● SUPPLIED MATERIAL:
+++
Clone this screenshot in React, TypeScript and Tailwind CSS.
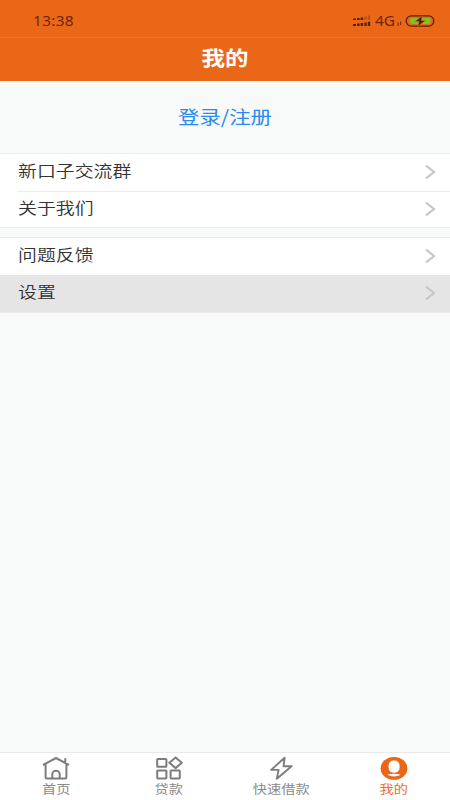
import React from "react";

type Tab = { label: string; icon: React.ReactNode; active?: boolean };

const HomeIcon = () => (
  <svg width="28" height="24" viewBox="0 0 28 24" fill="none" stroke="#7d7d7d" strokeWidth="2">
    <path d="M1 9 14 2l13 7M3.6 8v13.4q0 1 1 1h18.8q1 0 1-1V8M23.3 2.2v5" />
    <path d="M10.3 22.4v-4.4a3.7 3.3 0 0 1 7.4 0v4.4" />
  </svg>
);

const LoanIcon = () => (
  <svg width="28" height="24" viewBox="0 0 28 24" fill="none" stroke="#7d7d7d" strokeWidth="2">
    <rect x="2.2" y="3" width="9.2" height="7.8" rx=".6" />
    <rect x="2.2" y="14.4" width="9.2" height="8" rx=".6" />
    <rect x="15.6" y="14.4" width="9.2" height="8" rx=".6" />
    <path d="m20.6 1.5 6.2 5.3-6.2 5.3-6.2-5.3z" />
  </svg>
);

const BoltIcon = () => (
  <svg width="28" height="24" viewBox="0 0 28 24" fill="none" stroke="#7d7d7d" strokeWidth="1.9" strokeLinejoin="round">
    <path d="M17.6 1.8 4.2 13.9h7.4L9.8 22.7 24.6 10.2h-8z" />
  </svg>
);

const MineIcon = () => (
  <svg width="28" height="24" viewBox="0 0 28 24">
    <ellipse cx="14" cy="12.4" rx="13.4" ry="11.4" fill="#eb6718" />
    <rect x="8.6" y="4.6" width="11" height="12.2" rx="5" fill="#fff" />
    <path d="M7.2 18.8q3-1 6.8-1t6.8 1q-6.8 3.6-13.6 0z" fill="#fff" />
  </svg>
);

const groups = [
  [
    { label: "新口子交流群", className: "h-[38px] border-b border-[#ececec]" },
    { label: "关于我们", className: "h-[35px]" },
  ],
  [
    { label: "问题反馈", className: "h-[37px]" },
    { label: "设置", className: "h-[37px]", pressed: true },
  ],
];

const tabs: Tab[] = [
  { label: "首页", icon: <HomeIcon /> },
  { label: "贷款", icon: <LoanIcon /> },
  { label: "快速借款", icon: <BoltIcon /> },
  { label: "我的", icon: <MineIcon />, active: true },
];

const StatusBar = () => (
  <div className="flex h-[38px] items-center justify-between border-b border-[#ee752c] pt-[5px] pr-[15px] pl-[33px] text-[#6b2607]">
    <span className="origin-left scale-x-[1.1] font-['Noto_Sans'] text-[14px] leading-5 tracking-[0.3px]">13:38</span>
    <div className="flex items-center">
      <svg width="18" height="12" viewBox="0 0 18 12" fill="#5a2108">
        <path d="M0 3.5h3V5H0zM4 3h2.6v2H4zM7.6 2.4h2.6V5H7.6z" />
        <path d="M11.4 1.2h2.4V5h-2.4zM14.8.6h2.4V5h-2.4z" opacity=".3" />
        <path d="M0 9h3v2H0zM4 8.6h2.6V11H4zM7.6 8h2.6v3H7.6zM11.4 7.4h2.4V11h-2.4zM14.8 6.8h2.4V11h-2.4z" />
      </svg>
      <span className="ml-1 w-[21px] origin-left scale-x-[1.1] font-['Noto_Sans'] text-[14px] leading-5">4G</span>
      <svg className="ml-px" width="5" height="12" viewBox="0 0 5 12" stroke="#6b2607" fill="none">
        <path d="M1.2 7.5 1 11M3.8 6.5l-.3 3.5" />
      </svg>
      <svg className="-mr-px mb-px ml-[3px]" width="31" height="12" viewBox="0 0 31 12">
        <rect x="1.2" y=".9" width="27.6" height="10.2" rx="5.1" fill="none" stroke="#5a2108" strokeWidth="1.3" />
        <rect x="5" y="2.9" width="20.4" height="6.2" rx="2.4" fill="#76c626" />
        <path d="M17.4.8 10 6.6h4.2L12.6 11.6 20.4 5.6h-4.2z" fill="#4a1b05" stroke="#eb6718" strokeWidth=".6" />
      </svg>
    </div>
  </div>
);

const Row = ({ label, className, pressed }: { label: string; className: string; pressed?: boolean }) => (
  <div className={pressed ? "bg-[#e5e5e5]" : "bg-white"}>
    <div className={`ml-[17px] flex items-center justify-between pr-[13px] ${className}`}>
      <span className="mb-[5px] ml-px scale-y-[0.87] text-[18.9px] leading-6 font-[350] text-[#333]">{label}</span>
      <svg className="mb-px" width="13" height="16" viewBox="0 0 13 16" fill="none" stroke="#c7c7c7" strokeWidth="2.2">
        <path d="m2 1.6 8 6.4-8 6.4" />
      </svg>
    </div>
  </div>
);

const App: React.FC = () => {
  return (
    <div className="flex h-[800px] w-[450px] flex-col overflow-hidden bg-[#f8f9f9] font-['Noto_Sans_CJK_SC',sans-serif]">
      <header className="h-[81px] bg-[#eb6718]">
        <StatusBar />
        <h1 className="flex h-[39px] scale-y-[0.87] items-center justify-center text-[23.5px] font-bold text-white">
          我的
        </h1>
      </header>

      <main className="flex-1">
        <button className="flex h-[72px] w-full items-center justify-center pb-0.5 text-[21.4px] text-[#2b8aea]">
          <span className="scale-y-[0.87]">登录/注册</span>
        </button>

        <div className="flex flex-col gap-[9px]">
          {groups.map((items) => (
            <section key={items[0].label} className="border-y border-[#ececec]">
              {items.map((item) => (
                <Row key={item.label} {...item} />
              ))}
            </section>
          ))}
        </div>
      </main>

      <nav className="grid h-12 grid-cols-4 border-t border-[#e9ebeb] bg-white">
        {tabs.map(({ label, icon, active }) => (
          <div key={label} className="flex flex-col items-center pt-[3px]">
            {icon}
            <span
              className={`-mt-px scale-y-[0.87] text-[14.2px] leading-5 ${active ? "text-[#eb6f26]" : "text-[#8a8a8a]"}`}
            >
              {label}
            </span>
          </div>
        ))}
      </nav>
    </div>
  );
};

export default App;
+++
● YOUR OBJECTIVE: Output a faithful copy of the data, with each picture left out.

● REPLY:
Clone this screenshot in React, TypeScript and Tailwind CSS.
import React from "react";

type Tab = { label: string; icon: React.ReactNode; active?: boolean };

const HomeIcon = () => (
  <svg width="28" height="24" viewBox="0 0 28 24" fill="none" stroke="#7d7d7d" strokeWidth="2">
    <path d="M1 9 14 2l13 7M3.6 8v13.4q0 1 1 1h18.8q1 0 1-1V8M23.3 2.2v5" />
    <path d="M10.3 22.4v-4.4a3.7 3.3 0 0 1 7.4 0v4.4" />
  </svg>
);

const LoanIcon = () => (
  <svg width="28" height="24" viewBox="0 0 28 24" fill="none" stroke="#7d7d7d" strokeWidth="2">
    <rect x="2.2" y="3" width="9.2" height="7.8" rx=".6" />
    <rect x="2.2" y="14.4" width="9.2" height="8" rx=".6" />
    <rect x="15.6" y="14.4" width="9.2" height="8" rx=".6" />
    <path d="m20.6 1.5 6.2 5.3-6.2 5.3-6.2-5.3z" />
  </svg>
);

const BoltIcon = () => (
  <svg width="28" height="24" viewBox="0 0 28 24" fill="none" stroke="#7d7d7d" strokeWidth="1.9" strokeLinejoin="round">
    <path d="M17.6 1.8 4.2 13.9h7.4L9.8 22.7 24.6 10.2h-8z" />
  </svg>
);

const MineIcon = () => (
  <svg width="28" height="24" viewBox="0 0 28 24">
    <ellipse cx="14" cy="12.4" rx="13.4" ry="11.4" fill="#eb6718" />
    <rect x="8.6" y="4.6" width="11" height="12.2" rx="5" fill="#fff" />
    <path d="M7.2 18.8q3-1 6.8-1t6.8 1q-6.8 3.6-13.6 0z" fill="#fff" />
  </svg>
);

const groups = [
  [
    { label: "新口子交流群", className: "h-[38px] border-b border-[#ececec]" },
    { label: "关于我们", className: "h-[35px]" },
  ],
  [
    { label: "问题反馈", className: "h-[37px]" },
    { label: "设置", className: "h-[37px]", pressed: true },
  ],
];

const tabs: Tab[] = [
  { label: "首页", icon: <HomeIcon /> },
  { label: "贷款", icon: <LoanIcon /> },
  { label: "快速借款", icon: <BoltIcon /> },
  { label: "我的", icon: <MineIcon />, active: true },
];

const StatusBar = () => (
  <div className="flex h-[38px] items-center justify-between border-b border-[#ee752c] pt-[5px] pr-[15px] pl-[33px] text-[#6b2607]">
    <span className="origin-left scale-x-[1.1] font-['Noto_Sans'] text-[14px] leading-5 tracking-[0.3px]">13:38</span>
    <div className="flex items-center">
      <svg width="18" height="12" viewBox="0 0 18 12" fill="#5a2108">
        <path d="M0 3.5h3V5H0zM4 3h2.6v2H4zM7.6 2.4h2.6V5H7.6z" />
        <path d="M11.4 1.2h2.4V5h-2.4zM14.8.6h2.4V5h-2.4z" opacity=".3" />
        <path d="M0 9h3v2H0zM4 8.6h2.6V11H4zM7.6 8h2.6v3H7.6zM11.4 7.4h2.4V11h-2.4zM14.8 6.8h2.4V11h-2.4z" />
      </svg>
      <span className="ml-1 w-[21px] origin-left scale-x-[1.1] font-['Noto_Sans'] text-[14px] leading-5">4G</span>
      <svg className="ml-px" width="5" height="12" viewBox="0 0 5 12" stroke="#6b2607" fill="none">
        <path d="M1.2 7.5 1 11M3.8 6.5l-.3 3.5" />
      </svg>
      <svg className="-mr-px mb-px ml-[3px]" width="31" height="12" viewBox="0 0 31 12">
        <rect x="1.2" y=".9" width="27.6" height="10.2" rx="5.1" fill="none" stroke="#5a2108" strokeWidth="1.3" />
        <rect x="5" y="2.9" width="20.4" height="6.2" rx="2.4" fill="#76c626" />
        <path d="M17.4.8 10 6.6h4.2L12.6 11.6 20.4 5.6h-4.2z" fill="#4a1b05" stroke="#eb6718" strokeWidth=".6" />
      </svg>
    </div>
  </div>
);

const Row = ({ label, className, pressed }: { label: string; className: string; pressed?: boolean }) => (
  <div className={pressed ? "bg-[#e5e5e5]" : "bg-white"}>
    <div className={`ml-[17px] flex items-center justify-between pr-[13px] ${className}`}>
      <span className="mb-[5px] ml-px scale-y-[0.87] text-[18.9px] leading-6 font-[350] text-[#333]">{label}</span>
      <svg className="mb-px" width="13" height="16" viewBox="0 0 13 16" fill="none" stroke="#c7c7c7" strokeWidth="2.2">
        <path d="m2 1.6 8 6.4-8 6.4" />
      </svg>
    </div>
  </div>
);

const App: React.FC = () => {
  return (
    <div className="flex h-[800px] w-[450px] flex-col overflow-hidden bg-[#f8f9f9] font-['Noto_Sans_CJK_SC',sans-serif]">
      <header className="h-[81px] bg-[#eb6718]">
        <StatusBar />
        <h1 className="flex h-[39px] scale-y-[0.87] items-center justify-center text-[23.5px] font-bold text-white">
          我的
        </h1>
      </header>

      <main className="flex-1">
        <button className="flex h-[72px] w-full items-center justify-center pb-0.5 text-[21.4px] text-[#2b8aea]">
          <span className="scale-y-[0.87]">登录/注册</span>
        </button>

        <div className="flex flex-col gap-[9px]">
          {groups.map((items) => (
            <section key={items[0].label} className="border-y border-[#ececec]">
              {items.map((item) => (
                <Row key={item.label} {...item} />
              ))}
            </section>
          ))}
        </div>
      </main>

      <nav className="grid h-12 grid-cols-4 border-t border-[#e9ebeb] bg-white">
        {tabs.map(({ label, icon, active }) => (
          <div key={label} className="flex flex-col items-center pt-[3px]">
            {icon}
            <span
              className={`-mt-px scale-y-[0.87] text-[14.2px] leading-5 ${active ? "text-[#eb6f26]" : "text-[#8a8a8a]"}`}
            >
              {label}
            </span>
          </div>
        ))}
      </nav>
    </div>
  );
};

export default App;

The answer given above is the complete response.